(Items from a data source)
------------------------------------------------------------
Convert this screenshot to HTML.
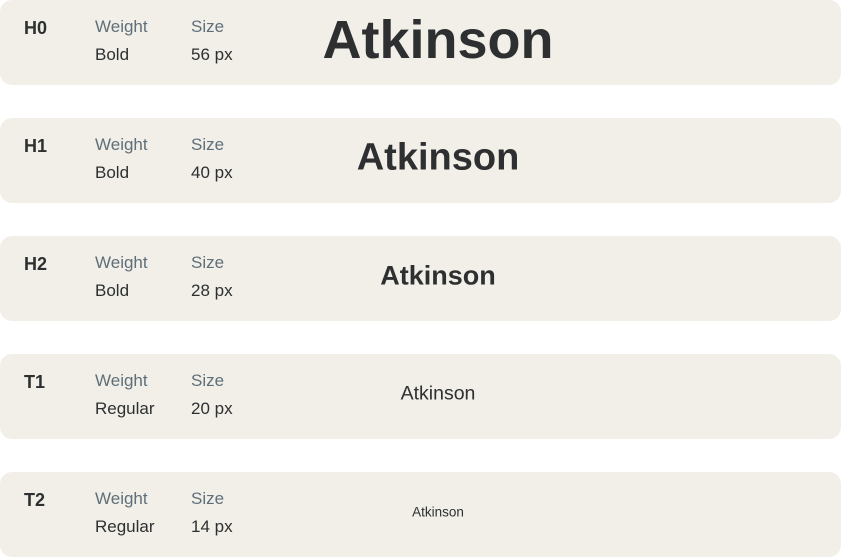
<!DOCTYPE html>
<html><head><style>
body{margin:0;width:841px;height:557px;background:#fff;font-family:"Liberation Sans",sans-serif;position:relative;overflow:hidden}
.c{position:absolute;left:0;width:841px;height:85px;background:#f1efe7;border-radius:12px}
.t{position:absolute;left:24px;top:18px;font-size:18px;font-weight:bold;color:#2d2f31}
.l{position:absolute;font-size:17px;color:#5f6f7a;top:17px}
.v{position:absolute;font-size:17px;color:#2d2f31;top:45px}
.a{position:absolute;left:438px;transform:translate(-50%,-50%);color:#2d2f31;white-space:nowrap;top:40px}
</style></head><body>
<div class="c" style="top:0"><div class="t">H0</div><div class="l" style="left:95px">Weight</div><div class="l" style="left:191px">Size</div><div class="v" style="left:95px">Bold</div><div class="v" style="left:191px">56 px</div><div class="a" style="font-size:54px;font-weight:bold">Atkinson</div></div>
<div class="c" style="top:118px"><div class="t">H1</div><div class="l" style="left:95px">Weight</div><div class="l" style="left:191px">Size</div><div class="v" style="left:95px">Bold</div><div class="v" style="left:191px">40 px</div><div class="a" style="font-size:38px;font-weight:bold">Atkinson</div></div>
<div class="c" style="top:236px"><div class="t">H2</div><div class="l" style="left:95px">Weight</div><div class="l" style="left:191px">Size</div><div class="v" style="left:95px">Bold</div><div class="v" style="left:191px">28 px</div><div class="a" style="font-size:27px;font-weight:bold">Atkinson</div></div>
<div class="c" style="top:354px"><div class="t">T1</div><div class="l" style="left:95px">Weight</div><div class="l" style="left:191px">Size</div><div class="v" style="left:95px">Regular</div><div class="v" style="left:191px">20 px</div><div class="a" style="font-size:19.5px">Atkinson</div></div>
<div class="c" style="top:472px"><div class="t">T2</div><div class="l" style="left:95px">Weight</div><div class="l" style="left:191px">Size</div><div class="v" style="left:95px">Regular</div><div class="v" style="left:191px">14 px</div><div class="a" style="font-size:13.5px">Atkinson</div></div>
</body></html>
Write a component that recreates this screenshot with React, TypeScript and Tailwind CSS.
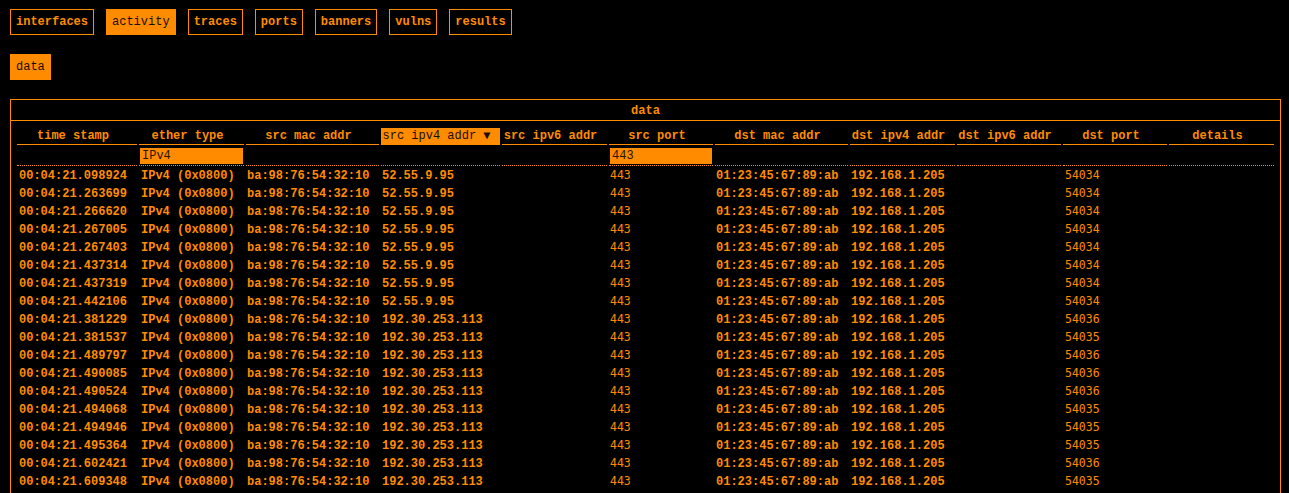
------------------------------------------------------------
Task: Reproduce the data above in full, exactly as it is, with the pictures left out.

Result of this exercise:
Convert this screenshot to HTML.
<!DOCTYPE html>
<html><head><style>
body{margin:0;width:841px;height:557px;background:#fff;font-family:"Liberation Sans",sans-serif;position:relative;overflow:hidden}
.c{position:absolute;left:0;width:841px;height:85px;background:#f1efe7;border-radius:12px}
.t{position:absolute;left:24px;top:18px;font-size:18px;font-weight:bold;color:#2d2f31}
.l{position:absolute;font-size:17px;color:#5f6f7a;top:17px}
.v{position:absolute;font-size:17px;color:#2d2f31;top:45px}
.a{position:absolute;left:438px;transform:translate(-50%,-50%);color:#2d2f31;white-space:nowrap;top:40px}
</style></head><body>
<div class="c" style="top:0"><div class="t">H0</div><div class="l" style="left:95px">Weight</div><div class="l" style="left:191px">Size</div><div class="v" style="left:95px">Bold</div><div class="v" style="left:191px">56 px</div><div class="a" style="font-size:54px;font-weight:bold">Atkinson</div></div>
<div class="c" style="top:118px"><div class="t">H1</div><div class="l" style="left:95px">Weight</div><div class="l" style="left:191px">Size</div><div class="v" style="left:95px">Bold</div><div class="v" style="left:191px">40 px</div><div class="a" style="font-size:38px;font-weight:bold">Atkinson</div></div>
<div class="c" style="top:236px"><div class="t">H2</div><div class="l" style="left:95px">Weight</div><div class="l" style="left:191px">Size</div><div class="v" style="left:95px">Bold</div><div class="v" style="left:191px">28 px</div><div class="a" style="font-size:27px;font-weight:bold">Atkinson</div></div>
<div class="c" style="top:354px"><div class="t">T1</div><div class="l" style="left:95px">Weight</div><div class="l" style="left:191px">Size</div><div class="v" style="left:95px">Regular</div><div class="v" style="left:191px">20 px</div><div class="a" style="font-size:19.5px">Atkinson</div></div>
<div class="c" style="top:472px"><div class="t">T2</div><div class="l" style="left:95px">Weight</div><div class="l" style="left:191px">Size</div><div class="v" style="left:95px">Regular</div><div class="v" style="left:191px">14 px</div><div class="a" style="font-size:13.5px">Atkinson</div></div>
</body></html>
Write a component that recreates this screenshot with React, TypeScript and Tailwind CSS.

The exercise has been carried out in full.